The native long-haired rat, or mayaroo, baffled and amazed 19th-century colonists. Reports describe the rats pouring down in their millions from the country between Cooper’s Creek and the Bulloo River, infilling tanks and wells, destroying gardens, erasing dirt roads and eating food stores and leather saddles.
Bonyhady’s The Enchantment of the Long-haired Rat is a kind of social history of this spectacular natural phenomenon. Quoting extensively from newspaper reports, he attempts to map colonial encounters with the mayaroo and to document local attitudes to its sudden appearances in vast numbers.

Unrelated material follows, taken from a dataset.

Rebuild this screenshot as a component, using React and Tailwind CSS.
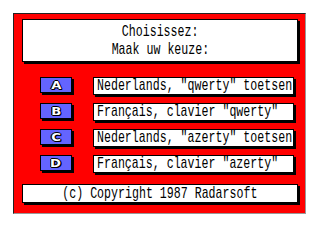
const options = [
  { key: "A", label: 'Nederlands, "qwerty" toetsen' },
  { key: "B", label: 'Français, clavier "qwerty"' },
  { key: "C", label: 'Nederlands, "azerty" toetsen' },
  { key: "D", label: 'Français, clavier "azerty"' },
];

function Txt({ children, origin = "origin-left" }) {
  return (
    <span
      className={`inline-block whitespace-pre text-[17px] leading-[18px] text-black scale-x-[0.683] ${origin}`}
      style={{ fontFamily: '"Liberation Mono", monospace' }}
    >
      {children}
    </span>
  );
}

export default function App() {
  return (
    <div className="w-[320px] h-[240px] bg-white overflow-hidden">
      <div className="ml-[13px] mt-[13px] w-[293px] h-[201px] bg-[#ff0000] border-t border-l border-[#222] border-r-[#999] border-b-[#999] border-r border-b px-[8px] pt-[5px]">
        <div className="w-[276px] h-[43px] bg-white border border-black shadow-[2px_2px_0_#000] flex flex-col items-center justify-center">
          <Txt origin="origin-center">Choisissez:</Txt>
          <Txt origin="origin-center">Maak uw keuze:</Txt>
        </div>

        <div className="mt-[15px] flex flex-col gap-[8px]">
          {options.map((o) => (
            <div key={o.key} className="flex items-start">
              <div className="ml-[18px] w-[32px] h-[16px] bg-[#6464ff] border border-black shadow-[2px_2px_0_#000] flex items-center justify-center">
                <span
                  className="text-[11px] leading-none font-bold text-white scale-x-[1.2] [text-shadow:1px_0_0_#000,-1px_0_0_#000,0_1px_0_#000,0_-1px_0_#000,1px_1px_0_#000]"
                  style={{ fontFamily: '"DejaVu Sans", sans-serif' }}
                >
                  {o.key}
                </span>
              </div>
              <div className="ml-[21px] w-[201px] h-[18px] bg-white border border-black shadow-[2px_2px_0_#000] flex items-center pl-[3px] overflow-visible">
                <Txt>{o.label}</Txt>
              </div>
            </div>
          ))}
        </div>

        <div className="mt-[11px] w-[276px] h-[19px] bg-white border border-black shadow-[2px_2px_0_#000] flex items-center justify-center">
          <Txt origin="origin-center">(c) Copyright 1987 Radarsoft</Txt>
        </div>
      </div>
    </div>
  );
}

Despite the mayaroo’s resemblance to the European black rat, fear and loathing was not the universal response. Indeed, some people thought the mayaroo might be a potential saviour, an exterminator that could halt the dreaded rabbit in its apparently relentless march north. Still, the rats were a nightmare for towns in central and western Queensland: in 1880, for example, the residents of Winton said that not even the hair on a sleeper’s head was safe from depredation.
Today there are still eruptions – the most recent was in 2011 – but, according to Bonyhady, these are minor compared with the great pre-Federation plagues. And, although the mayaroo is not officially endangered, he seems resigned to its eventual extinction.
Is Bonyhady’s almost fatalistic, all but elegiac description of the mayaroo’s decline justified? Well, Australia is a world leader when it comes to the annihilation of small furry animals. But, even if extinction is not imminent, the mayaroo’s diminished presence should give us pause. Those old-time plagues must have felt like sheer mockery to the colonists in their faltering attempts to subdue the country, an upsurge of all that was inscrutable and unconquerable in nature. Now, though, the balance has tipped. The outback has been degraded. And soon, perhaps, there’ll be no more wonders of vitality – no strange and multitudinous others – to confound us and to defy us, and, yes, to enchant us.